Extract all lines in the data that contain the word "React".
▬▬▬▬▬▬▬▬▬▬
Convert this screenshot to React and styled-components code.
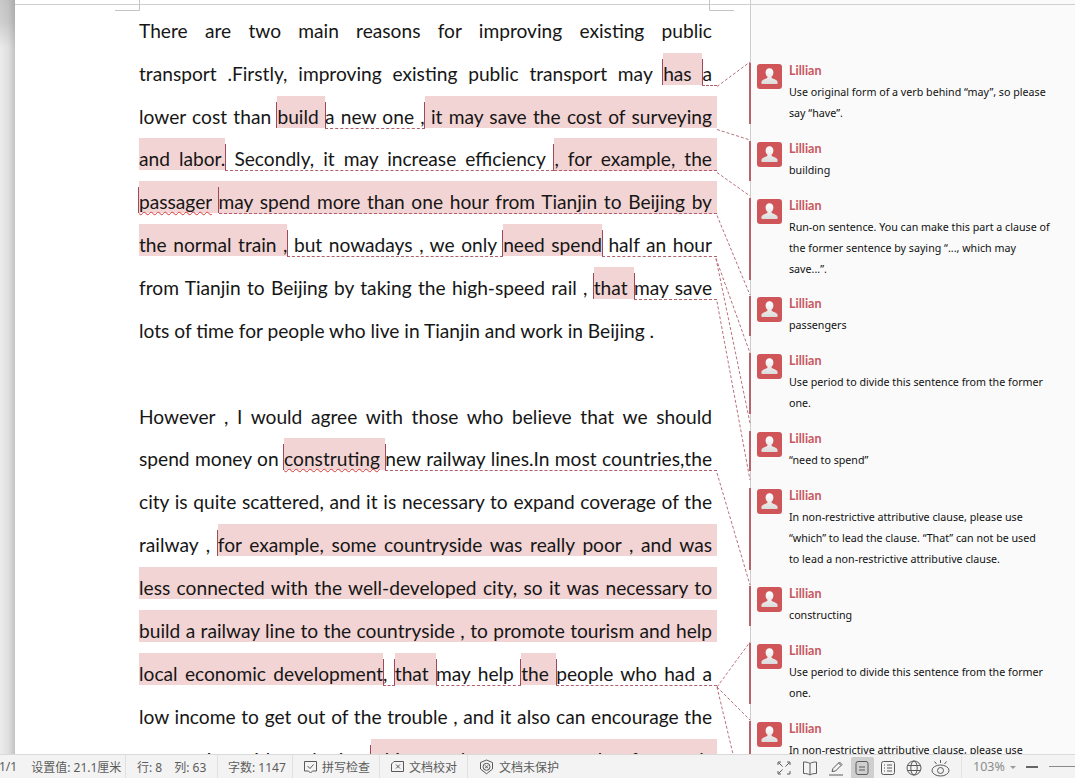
import React from "react";
import styled, { createGlobalStyle, css } from "styled-components";

const Global = createGlobalStyle`
  html, body { margin: 0; padding: 0; background: #fff; overflow: hidden; }
`;
const App_ = styled.div`
  width: 1075px; height: 778px; display: flex; flex-direction: column; overflow: hidden;
`;
const Workspace = styled.div`
  position: relative; flex: 1; min-height: 0; display: flex; overflow: hidden;
`;
const Gutter = styled.div`
  width: 15px; flex: none;
  background:
    linear-gradient(180deg, rgba(110,110,110,0.28) 0, rgba(110,110,110,0.22) 22px, rgba(110,110,110,0) 48px),
    linear-gradient(90deg, #ececec 0%, #e0e0e0 55%, #c2c2c2 100%);
`;
const Page = styled.div`
  width: 735px; flex: none; background: #fff; box-sizing: border-box; padding: 9.9px 38px 0 124px;
`;
const Line = styled.div`
  height: 42.86px; line-height: 42.86px; width: 573px; white-space: nowrap;
  font-family: "Lato", "Liberation Sans", sans-serif; font-size: 19.17px; color: #161616;
  text-align: justify;
  text-align-last: ${p => (p.$plain ? "left" : "justify")};
`;
const Run = styled.span`
  position: relative;
  padding: 9px 0 0;
  ${p => p.$hl && css`background: #f2d4d4;`}
  ${p => p.$dash && css`border-bottom: 1px dashed #b0606c; margin-bottom: -1px;`}
  ${p => p.$tail && css`padding-right: 5px; margin-right: -5px;`}
  ${p => p.$wavy && css`
    text-decoration: underline wavy #d83a3a 1px; text-underline-offset: 2px; text-decoration-skip-ink: none;
  `}
  ${p => p.$open && css`
    &::before { content: ""; position: absolute; left: -1px; bottom: 0; width: 1px; height: 26px; background: #9c4a58; }
  `}
  ${p => p.$close && css`
    &::after { content: ""; position: absolute; right: -1px; bottom: 0; width: 1px; height: 26px; background: #9c4a58; }
  `}
`;
const Sidebar = styled.aside`
  flex: 1; background: #fafafa; border-left: 1px solid #cdcdcd; box-sizing: border-box;
  padding-top: 63px; display: flex; flex-direction: column; gap: 16.78px;
`;
const Card = styled.div`
  margin-left: -2px; border-left: 2px solid #b8646c; padding-left: 6px; display: flex; gap: 7px;
`;
const AvatarBox = styled.div`
  width: 25px; height: 25px; flex: none; margin-top: 1px; border-radius: 3px; background: #d05558;
  display: flex; align-items: center; justify-content: center;
`;
const CardBody = styled.div`
  flex: 1; min-width: 0; font-family: "Noto Sans", "Liberation Sans", sans-serif;
`;
const Name = styled.div`
  font-family: "Lato", sans-serif; font-weight: 700; font-size: 12.5px; line-height: 15px; margin-bottom: 4px; color: #c8575f;
`;
const Text = styled.div`
  font-size: 10.7px; line-height: 21px; color: #111; white-space: nowrap;
`;
const Overlay = styled.svg`
  position: absolute; left: 0; top: 0; width: 1075px; height: 754px; pointer-events: none;
`;
const Status = styled.footer`
  height: 24px; flex: none; box-sizing: border-box; display: flex; align-items: stretch;
  background: #f3f3f3; border-top: 1px solid #dadada; overflow: hidden;
  font-family: "Noto Sans", "Noto Sans CJK SC", sans-serif; font-size: 12px; color: #5c5c5c;
`;
const Cell = styled.div`
  display: flex; align-items: center; gap: ${p => p.$gap}px; box-sizing: border-box; width: ${p => p.$w}px; flex: none;
  padding-left: ${p => p.$pad}px; white-space: nowrap; border-right: 1px solid ${p => (p.$last ? "transparent" : "#e0e0e0")};
  ${p => p.$shift && css`margin-left: -1px;`}
`;
const RightGroup = styled.div`
  margin-left: auto; display: flex; align-items: stretch;
`;
const Tool = styled.div`
  width: 26px; display: flex; align-items: center; justify-content: center; flex: none; box-sizing: border-box;
  margin-top: 2px; border-radius: 2px 2px 0 0;
  ${p => p.$on && css`
    width: 23px; margin-left: 1.5px; margin-right: 1.5px; background: #cfcfcf;
  `}
`;
const ToolDivider = styled.div`
  width: 1px; background: #e2e2e2; margin: 0 11px 0 8px;
`;
const Zoom = styled.div`
  display: flex; align-items: center; gap: 5px; width: 50px; color: #8c8c8c; font-size: 12.5px;
`;
const Caret = styled.i`
  width: 0; height: 0; border-left: 3px solid transparent; border-right: 3px solid transparent; border-top: 3px solid #999; margin-top: 1px;
`;
const SliderMinus = styled.div`
  width: 12px; height: 2px; background: #666; margin: 0 11px 0 3px; align-self: center; flex: none;
`;
const SliderTrack = styled.div`
  width: 26px; height: 1px; background: #8a8a8a; align-self: center; flex: none;
`;

const Avatar = () => (
  <AvatarBox>
    <svg width="19" height="19" viewBox="0 0 19 19">
      <defs>
        <linearGradient id="pg" x1="0" y1="0" x2="0" y2="1">
          <stop offset="0" stopColor="#ffffff" />
          <stop offset="1" stopColor="#dcdcdc" />
        </linearGradient>
      </defs>
      <path fill="url(#pg)" d="M9.5 1.2c2.4 0 3.9 1.8 3.9 4.2 0 1.8-.8 3.3-1.8 4.2v1.2c0 .6 4.2 1.5 5.4 2.9.6.7.6 1.6.6 2.5 0 .5-.3.7-.8.7H2.200c-.5 0-.8-.2-.8-.7 0-.9 0-1.800.6-2.500 1.200-1.400 5.400-2.300 5.400-2.900V9.600C6.400 8.700 5.600 7.200 5.600 5.400c0-2.400 1.500-4.200 3.900-4.200z" />
    </svg>
  </AvatarBox>
);

const comments = [
  ["Use original form of a verb behind “may”, so please", "say “have”."],
  ["building"],
  ["Run-on sentence. You can make this part a clause of", "the former sentence by saying “..., which may", "save...”."],
  ["passengers"],
  ["Use period to divide this sentence from the former", "one."],
  ["“need to spend”"],
  ["In non-restrictive attributive clause, please use", "“which” to lead the clause. “That” can not be used", "to lead a non-restrictive attributive clause."],
  ["constructing"],
  ["Use period to divide this sentence from the former", "one."],
  ["In non-restrictive attributive clause, please use", "“which” to lead the clause."],
];

const links = [
  "717,86.500 750,62",
  "717,129.500 750,140",
  "717,172.500 750,196",
  "717,215.500 750,295",
  "716,258.500 750,353",
  "716,258.500 750,423",
  "717,301.500 750,480",
  "717,473 750,585",
  "717,687 750,642",
  "717,687 750,720",
  "717,687 733,754",
];

const Ico = ({ w = 16, h = 16, vb = "0 0 16 16", children }) => (
  <svg width={w} height={h} viewBox={vb} fill="none" stroke="#5a5a5a" strokeWidth="1">{children}</svg>
);

export default function App() {
  return (
    <App_>
      <Global />
      <Workspace>
        <Gutter />
        <Page>
          <Line>There are two main reasons for improving existing public</Line>
          <Line>transport .Firstly, improving existing public transport may <Run $hl $open $close>has </Run><Run $dash $tail>a</Run></Line>
          <Line>lower cost than <Run $hl $open $close>build </Run><Run $dash>a new one ,</Run><Run $hl $open $tail> it may save the cost of surveying</Run></Line>
          <Line><Run $hl $close>and labor.</Run><Run $dash> Secondly, it may increase efficiency </Run><Run $hl $dash $open $tail>, for example, the</Run></Line>
          <Line><Run $hl $open $wavy>passager</Run><Run $hl> </Run><Run $hl $dash $open $tail>may spend more than one hour from Tianjin to Beijing by</Run></Line>
          <Line><Run $hl $close>the normal train ,</Run><Run $dash> but nowadays , we only </Run><Run $hl $open $close>need spend</Run><Run $dash $tail> half an hour</Run></Line>
          <Line>from Tianjin to Beijing by taking the high-speed rail , <Run $hl $open $close>that </Run><Run $dash $tail>may save</Run></Line>
          <Line $plain>lots of time for people who live in Tianjin and work in Beijing .</Line>
          <Line $plain>&nbsp;</Line>
          <Line>However , I would agree with those who believe that we should</Line>
          <Line>spend money on <Run $hl $open $wavy>construting</Run><Run $hl $close> </Run><Run $dash $tail>new railway lines.In most countries,the</Run></Line>
          <Line>city is quite scattered, and it is necessary to expand coverage of the</Line>
          <Line>railway , <Run $hl $open $tail>for example, some countryside was really poor , and was</Run></Line>
          <Line><Run $hl $tail>less connected with the well-developed city, so it was necessary to</Run></Line>
          <Line><Run $hl $tail>build a railway line to the countryside , to promote tourism and help</Run></Line>
          <Line><Run $hl $close>local economic development</Run><Run $dash>, </Run><Run $hl $open $close>that </Run><Run $dash>may help </Run><Run $hl $open $close>the </Run><Run $dash $tail>people who had a</Run></Line>
          <Line>low income to get out of the trouble , and it also can encourage the</Line>
          <Line>connection with each city ,<Run $hl $open $tail> this can also connect market for goods</Run></Line>
        </Page>
        <Sidebar>
          {comments.map((lines, i) => (
            <Card key={i}>
              <Avatar />
              <CardBody>
                <Name>Lillian</Name>
                {lines.map(l => <Text key={l}>{l}</Text>)}
              </CardBody>
            </Card>
          ))}
        </Sidebar>
        <Overlay viewBox="0 0 1075 754">
          <path d="M15 4.500H1075" stroke="#cfcfcf" fill="none" />
          <path d="M115 10.500H139.500V0M734 10.500H709.500V0" stroke="#c4c4c4" fill="none" />
          {links.map(p => (
            <polyline key={p} points={p} fill="none" stroke="#b0606c" strokeWidth="0.9" strokeDasharray="3 2" />
          ))}
        </Overlay>
      </Workspace>
      <Status>
        <Cell $w={127} $pad={0} $gap={14} $shift><span>1/1</span><span>设置值: 21.1厘米</span></Cell>
        <Cell $w={92} $pad={11} $gap={12}><span>行: 8</span><span>列: 63</span></Cell>
        <Cell $w={75} $pad={10} $gap={4}><span>字数: 1147</span></Cell>
        <Cell $w={87} $pad={10} $gap={4}>
          <Ico w={15} h={14} vb="0 0 15 14"><path d="M1.500 1.500h12v9.500H9.500L7.500 13l-2-2H1.500z" /><path d="M4.500 6l2.500 2.500 3.500-4" /></Ico>
          <span>拼写检查</span>
        </Cell>
        <Cell $w={88} $pad={10} $gap={4}>
          <Ico w={15} h={14} vb="0 0 15 14"><path d="M4 1.500h9.500v10H1.500V4z" /><path d="M6 4.500l4 4M10 4.500l-4 4" /></Ico>
          <span>文档校对</span>
        </Cell>
        <Cell $w={110} $pad={11} $gap={5} $last>
          <Ico w={15} h={16} vb="0 0 15 16"><path d="M7.500 1l6 2.500v6.500l-6 4.800-6-4.800V3.500z" /><circle cx="7.500" cy="7.800" r="3.500" /><path d="M6 6.300l3 3M9 6.300l-3 3" /></Ico>
          <span>文档未保护</span>
        </Cell>
        <RightGroup>
          <Tool>
            <Ico><path d="M2 5V2h3M11 2h3v3M14 11v3h-3M5 14H2v-3M6.500 6.500L3 3M9.500 6.500L13 3M6.500 9.500L3 13" /></Ico>
          </Tool>
          <Tool>
            <Ico><path d="M8 3.500C6.500 2.300 4 2 1.500 2v11.500c2.500 0 5 .3 6.500 1.500 1.500-1.200 4-1.500 6.500-1.500V2C12 2 9.500 2.300 8 3.500zM8 3.500V15" /></Ico>
          </Tool>
          <Tool>
            <Ico><path d="M4 11.500l1-3L11.500 2l2.500 2.500L7.500 11zM1 15h14" /><path d="M10.500 3l2.500 2.500" /></Ico>
          </Tool>
          <Tool $on>
            <Ico><rect x="2" y="1.500" width="12" height="13" rx="2" /><path d="M5 7h6M5 10h6" /></Ico>
          </Tool>
          <Tool>
            <Ico><rect x="1.500" y="1.500" width="13" height="13" rx="2" /><path d="M4 5h1M7 5h5M4 8h1M7 8h5M4 11h1M7 11h5" /></Ico>
          </Tool>
          <Tool>
            <Ico><circle cx="8" cy="8" r="7" /><ellipse cx="8" cy="8" rx="3.200" ry="7" /><path d="M1.500 5.500h13M1.500 10.500h13" /></Ico>
          </Tool>
          <Tool>
            <Ico w={19} h={18} vb="0 0 19 18"><ellipse cx="9.500" cy="11.500" rx="8.500" ry="5.500" /><circle cx="9.500" cy="11.500" r="3" /><path d="M9.500 1v3M3.500 2.500l2 2.500M15.500 2.500l-2 2.500" /></Ico>
          </Tool>
          <ToolDivider />
          <Zoom><span>103%</span><Caret /></Zoom>
          <SliderMinus />
          <SliderTrack />
        </RightGroup>
      </Status>
    </App_>
  );
}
▬▬▬▬▬▬▬▬▬▬
*FINISHED EXERCISE*:
Convert this screenshot to React and styled-components code.
import React from "react";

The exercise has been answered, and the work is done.